Requirements:
Lines containing the string "page" are to be collected in full.

Data shown:

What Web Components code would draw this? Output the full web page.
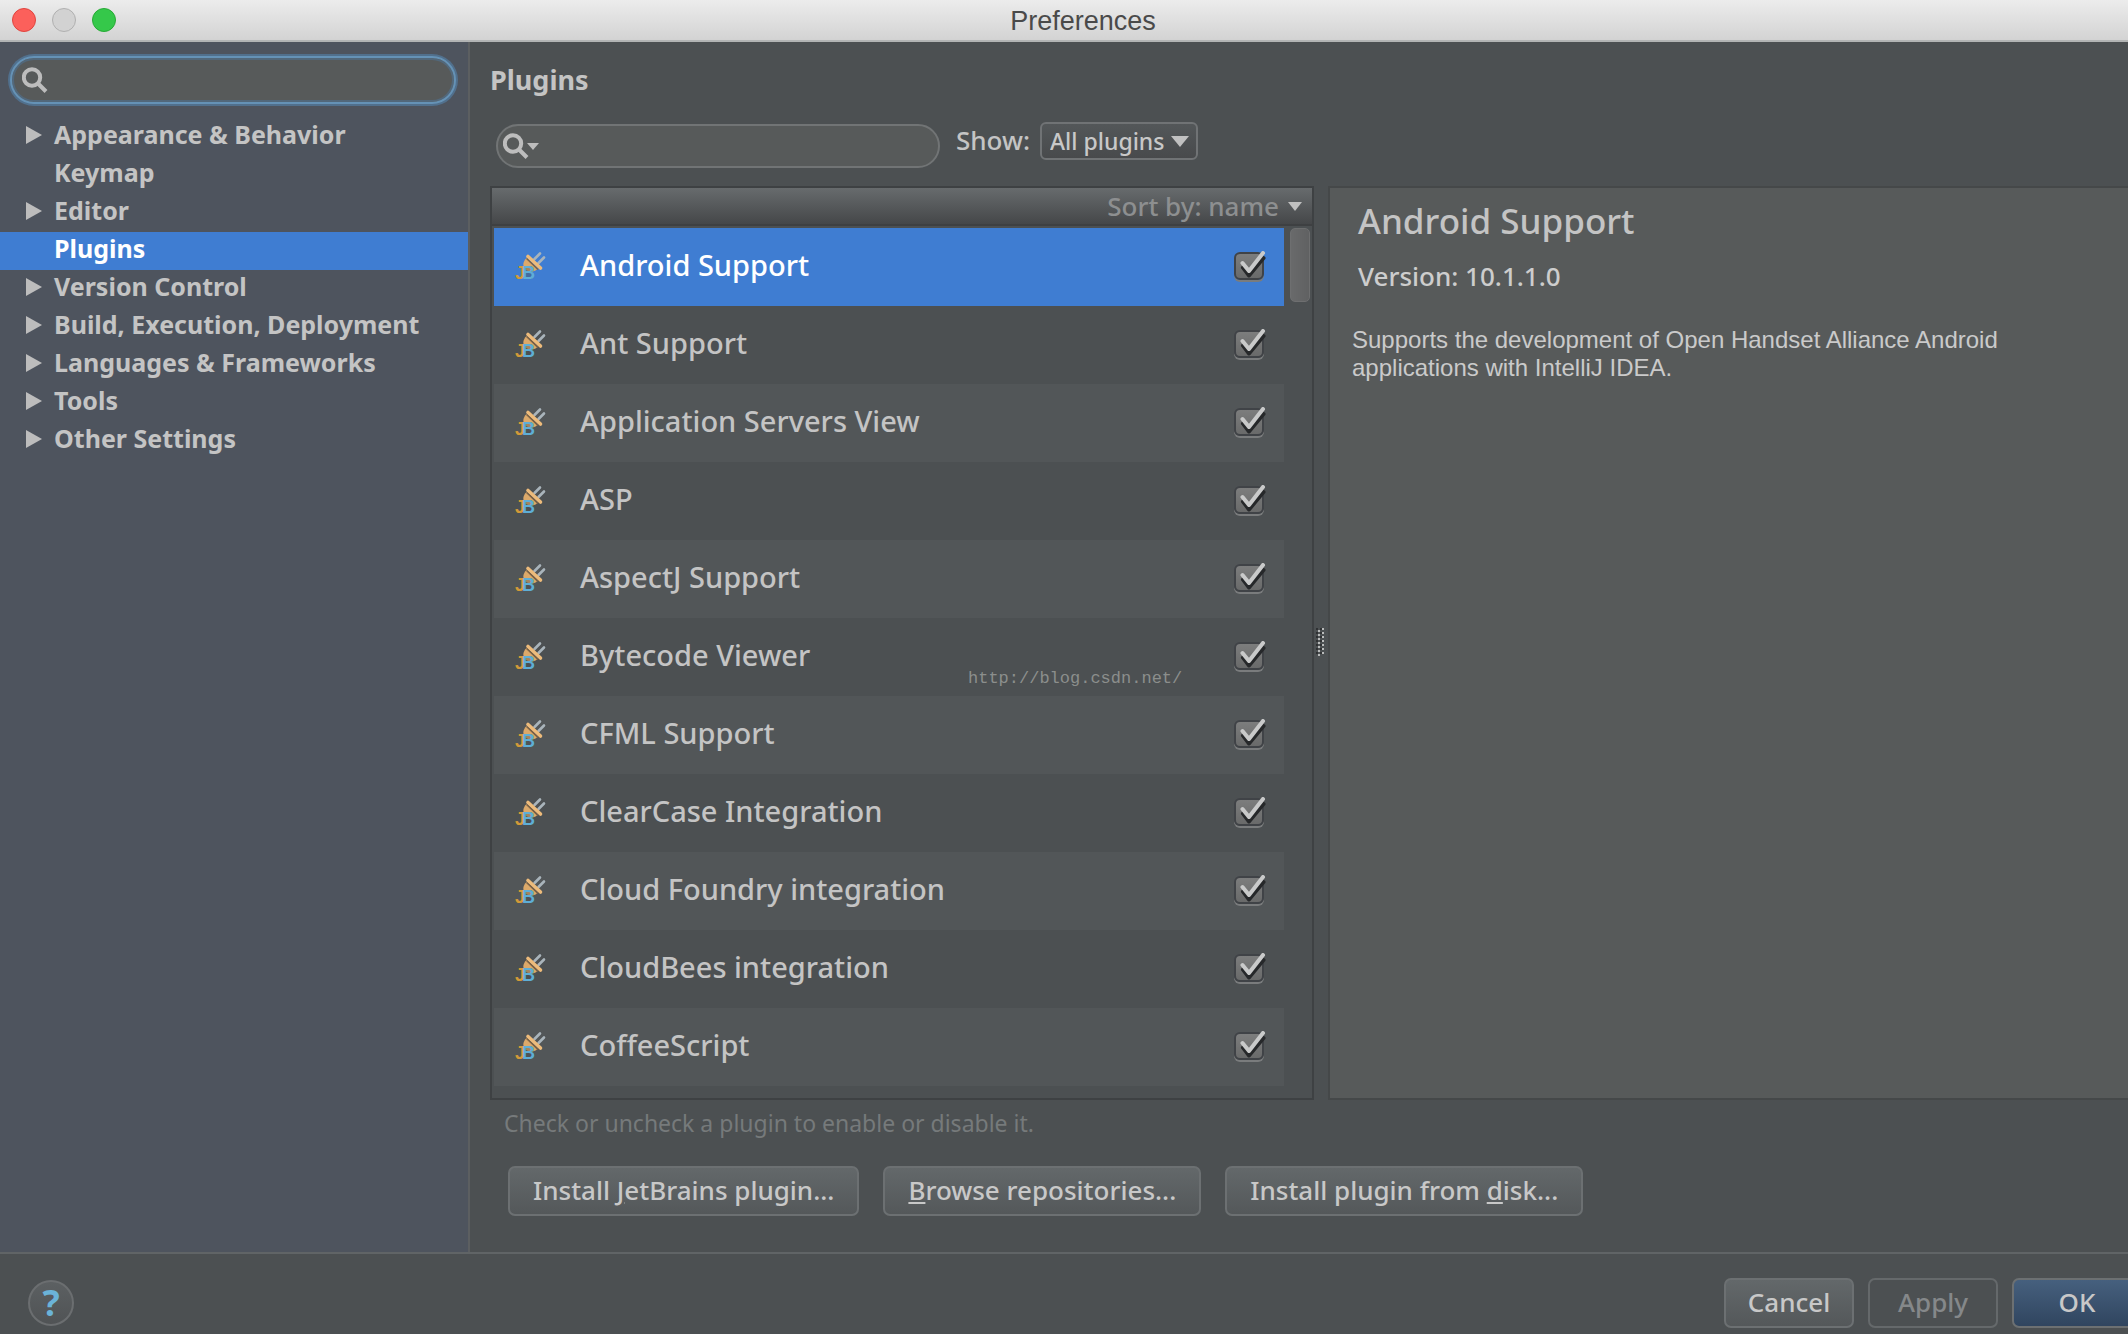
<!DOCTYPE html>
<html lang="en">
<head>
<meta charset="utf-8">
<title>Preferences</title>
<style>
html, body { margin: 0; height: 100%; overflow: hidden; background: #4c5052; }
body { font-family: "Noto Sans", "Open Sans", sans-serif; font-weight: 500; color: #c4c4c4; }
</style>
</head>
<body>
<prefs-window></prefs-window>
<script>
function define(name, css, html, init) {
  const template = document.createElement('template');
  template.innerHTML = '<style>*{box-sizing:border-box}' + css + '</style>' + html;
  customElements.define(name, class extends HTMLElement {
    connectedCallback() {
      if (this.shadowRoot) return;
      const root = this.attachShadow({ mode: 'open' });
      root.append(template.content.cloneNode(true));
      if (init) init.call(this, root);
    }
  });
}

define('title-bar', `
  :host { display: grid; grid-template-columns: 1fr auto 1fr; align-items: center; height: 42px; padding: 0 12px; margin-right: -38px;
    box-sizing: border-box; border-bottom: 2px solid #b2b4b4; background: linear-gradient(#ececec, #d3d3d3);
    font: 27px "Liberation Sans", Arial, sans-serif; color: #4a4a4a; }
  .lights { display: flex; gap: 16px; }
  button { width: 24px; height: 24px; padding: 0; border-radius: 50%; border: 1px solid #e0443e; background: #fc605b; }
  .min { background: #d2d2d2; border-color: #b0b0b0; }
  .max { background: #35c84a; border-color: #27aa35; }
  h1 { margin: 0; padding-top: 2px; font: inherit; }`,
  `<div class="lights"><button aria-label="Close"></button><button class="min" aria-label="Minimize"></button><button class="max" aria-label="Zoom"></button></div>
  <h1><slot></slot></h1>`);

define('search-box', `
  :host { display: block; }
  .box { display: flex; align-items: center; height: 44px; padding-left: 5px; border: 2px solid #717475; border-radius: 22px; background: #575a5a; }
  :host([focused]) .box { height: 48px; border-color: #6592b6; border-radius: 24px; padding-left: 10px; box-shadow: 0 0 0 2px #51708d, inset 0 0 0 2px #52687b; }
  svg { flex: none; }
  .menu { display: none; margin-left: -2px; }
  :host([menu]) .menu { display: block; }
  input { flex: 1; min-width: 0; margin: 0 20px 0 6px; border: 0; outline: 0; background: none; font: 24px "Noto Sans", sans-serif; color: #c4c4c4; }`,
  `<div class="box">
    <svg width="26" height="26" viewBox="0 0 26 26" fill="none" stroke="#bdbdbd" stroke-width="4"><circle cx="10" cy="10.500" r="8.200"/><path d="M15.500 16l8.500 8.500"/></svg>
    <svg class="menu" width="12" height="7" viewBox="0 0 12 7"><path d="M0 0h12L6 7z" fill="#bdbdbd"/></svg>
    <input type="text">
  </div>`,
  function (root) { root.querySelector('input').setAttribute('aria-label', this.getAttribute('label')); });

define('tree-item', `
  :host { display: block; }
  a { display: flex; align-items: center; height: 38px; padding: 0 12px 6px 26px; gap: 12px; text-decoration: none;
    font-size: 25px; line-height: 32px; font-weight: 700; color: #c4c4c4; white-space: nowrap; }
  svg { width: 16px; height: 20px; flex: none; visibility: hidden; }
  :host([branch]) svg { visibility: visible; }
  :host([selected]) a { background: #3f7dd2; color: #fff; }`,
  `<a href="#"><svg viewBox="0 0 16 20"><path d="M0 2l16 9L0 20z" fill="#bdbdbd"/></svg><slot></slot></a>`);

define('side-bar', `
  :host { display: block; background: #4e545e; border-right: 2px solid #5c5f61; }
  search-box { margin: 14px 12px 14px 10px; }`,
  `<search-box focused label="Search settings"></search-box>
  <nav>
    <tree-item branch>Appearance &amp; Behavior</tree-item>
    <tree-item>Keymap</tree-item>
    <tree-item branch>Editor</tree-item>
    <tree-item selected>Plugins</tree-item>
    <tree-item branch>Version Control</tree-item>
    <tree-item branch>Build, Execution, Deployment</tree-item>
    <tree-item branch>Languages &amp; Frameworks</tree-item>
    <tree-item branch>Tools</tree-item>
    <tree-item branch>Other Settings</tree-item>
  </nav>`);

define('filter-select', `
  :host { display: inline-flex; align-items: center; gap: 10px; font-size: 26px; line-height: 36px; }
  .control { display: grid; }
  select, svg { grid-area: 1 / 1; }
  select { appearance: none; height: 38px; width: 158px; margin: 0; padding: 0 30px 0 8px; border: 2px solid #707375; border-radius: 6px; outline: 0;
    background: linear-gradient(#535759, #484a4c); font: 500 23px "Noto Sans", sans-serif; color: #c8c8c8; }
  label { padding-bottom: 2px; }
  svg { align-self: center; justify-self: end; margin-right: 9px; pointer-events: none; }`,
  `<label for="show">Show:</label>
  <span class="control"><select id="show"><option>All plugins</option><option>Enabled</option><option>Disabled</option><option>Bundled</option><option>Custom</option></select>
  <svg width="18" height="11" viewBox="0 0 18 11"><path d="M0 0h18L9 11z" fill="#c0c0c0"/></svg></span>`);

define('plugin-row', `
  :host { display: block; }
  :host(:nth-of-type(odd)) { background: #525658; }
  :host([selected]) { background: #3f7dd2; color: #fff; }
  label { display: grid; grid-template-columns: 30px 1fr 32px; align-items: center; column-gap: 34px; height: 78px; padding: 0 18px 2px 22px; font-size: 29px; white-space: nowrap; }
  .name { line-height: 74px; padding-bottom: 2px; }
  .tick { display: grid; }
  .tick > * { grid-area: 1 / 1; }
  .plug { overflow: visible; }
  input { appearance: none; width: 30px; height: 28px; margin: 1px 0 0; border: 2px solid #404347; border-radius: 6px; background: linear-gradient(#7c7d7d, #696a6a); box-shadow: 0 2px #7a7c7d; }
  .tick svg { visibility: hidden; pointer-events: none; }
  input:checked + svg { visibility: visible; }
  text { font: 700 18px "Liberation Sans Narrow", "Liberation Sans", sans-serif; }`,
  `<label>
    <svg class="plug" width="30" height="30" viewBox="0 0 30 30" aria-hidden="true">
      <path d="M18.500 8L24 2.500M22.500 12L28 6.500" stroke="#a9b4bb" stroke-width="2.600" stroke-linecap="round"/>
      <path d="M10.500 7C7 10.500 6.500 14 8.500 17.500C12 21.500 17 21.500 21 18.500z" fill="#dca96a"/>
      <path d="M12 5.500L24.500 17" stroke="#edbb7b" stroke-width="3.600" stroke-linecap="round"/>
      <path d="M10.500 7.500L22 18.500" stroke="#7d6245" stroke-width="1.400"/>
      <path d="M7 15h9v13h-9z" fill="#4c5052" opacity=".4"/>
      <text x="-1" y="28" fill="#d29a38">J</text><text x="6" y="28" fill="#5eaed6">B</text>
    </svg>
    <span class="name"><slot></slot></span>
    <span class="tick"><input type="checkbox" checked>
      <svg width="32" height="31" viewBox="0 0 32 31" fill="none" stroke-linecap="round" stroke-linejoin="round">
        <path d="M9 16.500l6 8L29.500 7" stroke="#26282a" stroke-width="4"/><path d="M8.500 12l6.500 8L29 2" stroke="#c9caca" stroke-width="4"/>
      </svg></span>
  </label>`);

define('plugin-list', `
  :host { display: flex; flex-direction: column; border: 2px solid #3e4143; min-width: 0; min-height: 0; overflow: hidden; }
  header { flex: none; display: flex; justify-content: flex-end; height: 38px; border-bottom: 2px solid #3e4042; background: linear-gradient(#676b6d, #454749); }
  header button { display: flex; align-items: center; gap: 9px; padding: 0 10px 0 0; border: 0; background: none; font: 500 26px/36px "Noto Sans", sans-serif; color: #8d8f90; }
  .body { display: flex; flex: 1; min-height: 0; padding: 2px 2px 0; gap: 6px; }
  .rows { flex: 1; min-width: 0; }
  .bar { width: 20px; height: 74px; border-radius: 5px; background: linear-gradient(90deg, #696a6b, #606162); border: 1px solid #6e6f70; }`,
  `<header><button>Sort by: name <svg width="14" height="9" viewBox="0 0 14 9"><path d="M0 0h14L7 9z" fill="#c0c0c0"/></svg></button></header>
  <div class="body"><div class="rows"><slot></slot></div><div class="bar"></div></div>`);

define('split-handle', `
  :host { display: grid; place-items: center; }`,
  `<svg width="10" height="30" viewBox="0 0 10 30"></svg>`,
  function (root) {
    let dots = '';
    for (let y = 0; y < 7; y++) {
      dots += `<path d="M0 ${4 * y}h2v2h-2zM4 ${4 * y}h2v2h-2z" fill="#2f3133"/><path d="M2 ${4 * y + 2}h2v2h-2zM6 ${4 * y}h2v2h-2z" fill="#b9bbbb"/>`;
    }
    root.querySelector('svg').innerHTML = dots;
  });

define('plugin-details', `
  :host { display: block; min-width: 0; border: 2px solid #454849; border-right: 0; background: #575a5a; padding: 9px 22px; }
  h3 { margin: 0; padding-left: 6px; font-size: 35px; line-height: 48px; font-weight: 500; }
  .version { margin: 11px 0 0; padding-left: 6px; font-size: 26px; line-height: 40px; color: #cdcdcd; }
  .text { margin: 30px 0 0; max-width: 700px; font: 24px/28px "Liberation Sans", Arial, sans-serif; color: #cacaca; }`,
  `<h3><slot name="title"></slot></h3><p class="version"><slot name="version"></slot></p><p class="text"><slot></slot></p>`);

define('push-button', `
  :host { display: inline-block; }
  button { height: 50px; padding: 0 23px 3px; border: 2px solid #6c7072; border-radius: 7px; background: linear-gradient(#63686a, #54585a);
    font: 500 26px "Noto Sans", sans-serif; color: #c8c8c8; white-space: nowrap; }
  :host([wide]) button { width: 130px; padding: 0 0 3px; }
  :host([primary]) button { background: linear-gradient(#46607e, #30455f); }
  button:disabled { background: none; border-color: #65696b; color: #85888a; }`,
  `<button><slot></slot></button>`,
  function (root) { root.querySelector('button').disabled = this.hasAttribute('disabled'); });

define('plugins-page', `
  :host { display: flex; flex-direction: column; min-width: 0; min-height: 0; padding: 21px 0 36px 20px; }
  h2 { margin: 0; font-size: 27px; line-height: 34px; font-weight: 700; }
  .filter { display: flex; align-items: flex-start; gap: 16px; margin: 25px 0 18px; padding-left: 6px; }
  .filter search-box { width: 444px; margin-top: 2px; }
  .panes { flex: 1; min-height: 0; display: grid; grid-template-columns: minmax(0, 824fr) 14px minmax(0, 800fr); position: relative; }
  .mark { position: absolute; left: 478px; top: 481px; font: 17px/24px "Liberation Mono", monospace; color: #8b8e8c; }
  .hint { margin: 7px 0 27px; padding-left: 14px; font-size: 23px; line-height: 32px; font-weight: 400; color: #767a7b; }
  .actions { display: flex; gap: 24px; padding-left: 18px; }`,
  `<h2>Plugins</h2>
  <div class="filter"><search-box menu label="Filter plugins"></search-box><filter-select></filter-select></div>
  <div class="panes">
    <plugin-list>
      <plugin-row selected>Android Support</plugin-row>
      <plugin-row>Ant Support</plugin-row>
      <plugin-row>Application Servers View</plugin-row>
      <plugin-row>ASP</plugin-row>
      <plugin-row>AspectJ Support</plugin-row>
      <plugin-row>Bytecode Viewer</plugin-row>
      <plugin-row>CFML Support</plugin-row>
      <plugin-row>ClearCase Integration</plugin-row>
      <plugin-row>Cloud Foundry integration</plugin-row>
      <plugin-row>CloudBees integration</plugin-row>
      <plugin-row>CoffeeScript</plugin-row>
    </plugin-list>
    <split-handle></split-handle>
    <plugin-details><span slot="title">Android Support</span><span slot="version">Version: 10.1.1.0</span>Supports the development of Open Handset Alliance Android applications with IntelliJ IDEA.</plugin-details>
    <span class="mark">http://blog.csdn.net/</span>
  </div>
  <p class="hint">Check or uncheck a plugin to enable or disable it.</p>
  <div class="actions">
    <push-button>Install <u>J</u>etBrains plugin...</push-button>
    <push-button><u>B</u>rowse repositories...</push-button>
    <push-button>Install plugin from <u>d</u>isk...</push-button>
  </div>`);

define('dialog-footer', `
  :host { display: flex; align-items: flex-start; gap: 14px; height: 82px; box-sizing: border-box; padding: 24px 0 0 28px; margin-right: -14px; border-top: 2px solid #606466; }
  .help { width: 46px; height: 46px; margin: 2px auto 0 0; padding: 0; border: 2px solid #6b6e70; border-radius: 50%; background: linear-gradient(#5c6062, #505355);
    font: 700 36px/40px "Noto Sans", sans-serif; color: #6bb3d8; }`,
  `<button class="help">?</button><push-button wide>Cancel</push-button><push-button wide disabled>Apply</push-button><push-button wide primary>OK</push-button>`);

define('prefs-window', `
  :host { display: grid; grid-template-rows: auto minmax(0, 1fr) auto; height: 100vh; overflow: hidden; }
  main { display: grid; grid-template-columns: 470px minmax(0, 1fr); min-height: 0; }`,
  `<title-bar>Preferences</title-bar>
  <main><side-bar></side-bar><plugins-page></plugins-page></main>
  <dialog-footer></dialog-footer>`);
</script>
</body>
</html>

Right answer:
What Web Components code would draw this? Output the full web page.
define('plugins-page', `
  <main><side-bar></side-bar><plugins-page></plugins-page></main>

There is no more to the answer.